The present debate in short, pushes us into a conceptual universe where categories like capital, finance capital, international finance capital do not exist. The Left cannot become a part of this conceptual universe, notwithstanding its preference for one side in this debate over the other, and even while adding its weight to the demand for redistribution as a transitional demand.
There is a second, and even more basic reason, for the Left’s remaining outside the terrain of discourse where this debate is being carried out. That is an epistemological reason, and it arises because all participants in the debate, again Amartya Sen included, are agreed that at low levels of per capita income growth must have priority. True, those advocating redistribution argue that education, nutrition and health for the people is essential, but essential for achieving growth.

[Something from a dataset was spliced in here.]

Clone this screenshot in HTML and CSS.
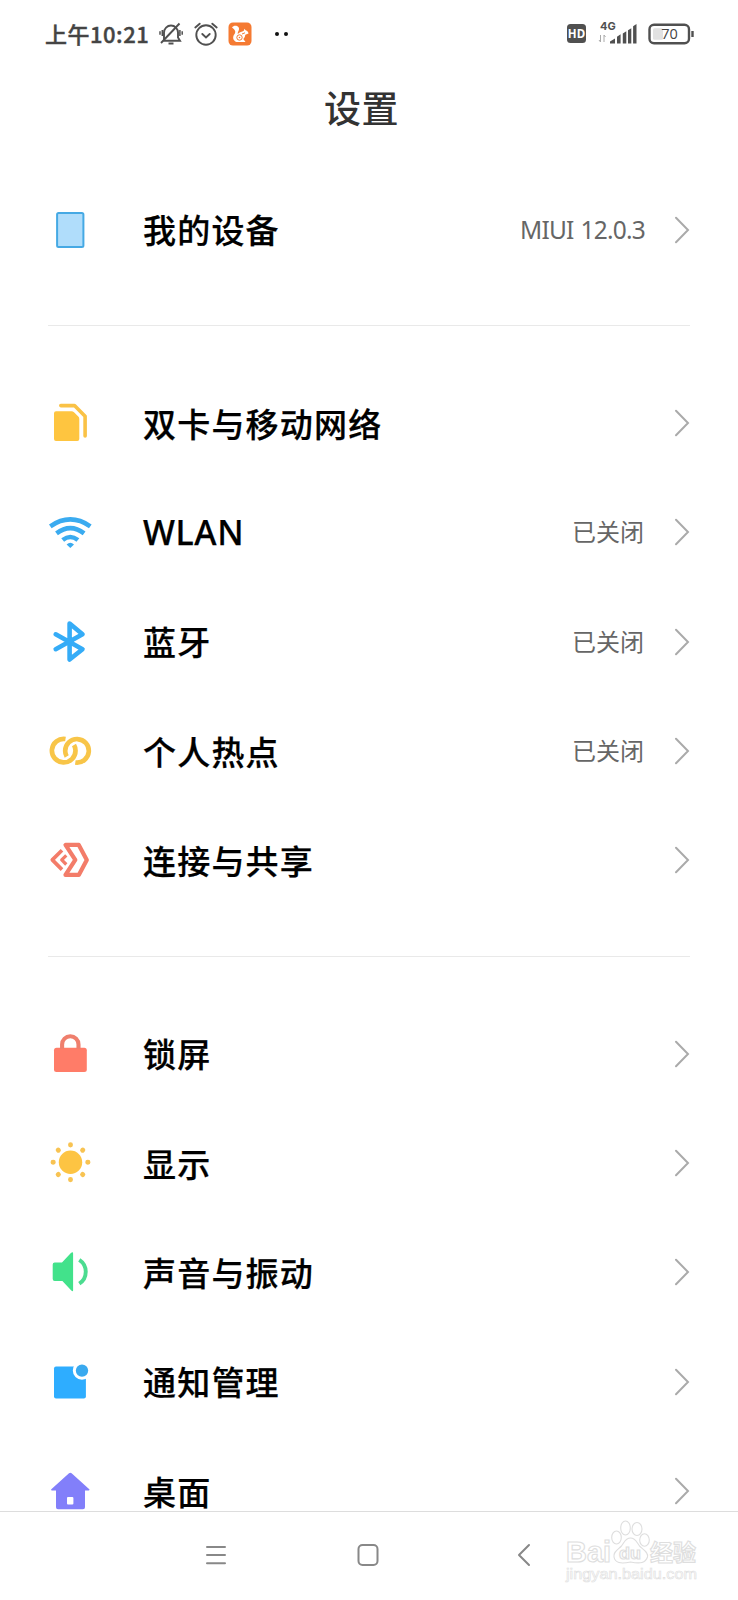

While we may agree with them that a sustainable strategy for growth must be one that should be inclusive in this sense, it still amounts to arguing for education, health and nutrition for the people in instrumental terms, only because it is conducive to growth, not because it must be mandatory in a democracy per se. And if it is mandatory in a democracy, then it must be provided to all no matter what the level of per capita income, no matter how “poor” the country may be.
In a democracy the people are supposed to be “subjects” and not “objects”. As “subjects” they have an absolute and inalienable right in normal circumstances to certain minimum levels of health, nutrition and education, which are essential for them to play their “subject” role. Even above this bare minimum, for which there are certain objective norms (which certainly can be fulfilled in India today), what actual level of redistribution should be effected must be decided by them.
For making this decision they need inputs that economists must provide, but it is not for the economists, or the media or the State to decide what is good for them, to decide whether to have growth or redistribution. Even if, for argument’s sake, we assume that the provision of the minimum levels of nutrition, health and education to the entire population of the country, would create a situation where the growth rate of the GDP would drop to zero, then that cannot be an argument against the provision of this minimum. Such a situation, of growth rate dropping to zero if redistribution is undertaken, would not of course arise, and this fact must be emphasized, but this cannot be the argument for the provision of such a minimum. The argument for providing this minimum in short transcends all such considerations.
The epistemological objection from the Left to the present debate consists in the fact that both sides in it privilege “growth” without taking cognizance of the sovereignty of the people. The debate smacks too much of “we”, the economists, deciding what is good for “them”, the people, and telling the State accordingly; it should instead have been “we” the economists aiding the “subject” role of the people.
Put differently, the first question that should have been posed to the Columbia professors when they argued that growth should take precedence over redistribution, is: “who are you to say so?”, and not “yes we agree with you over growth, but redistribution will also help growth.”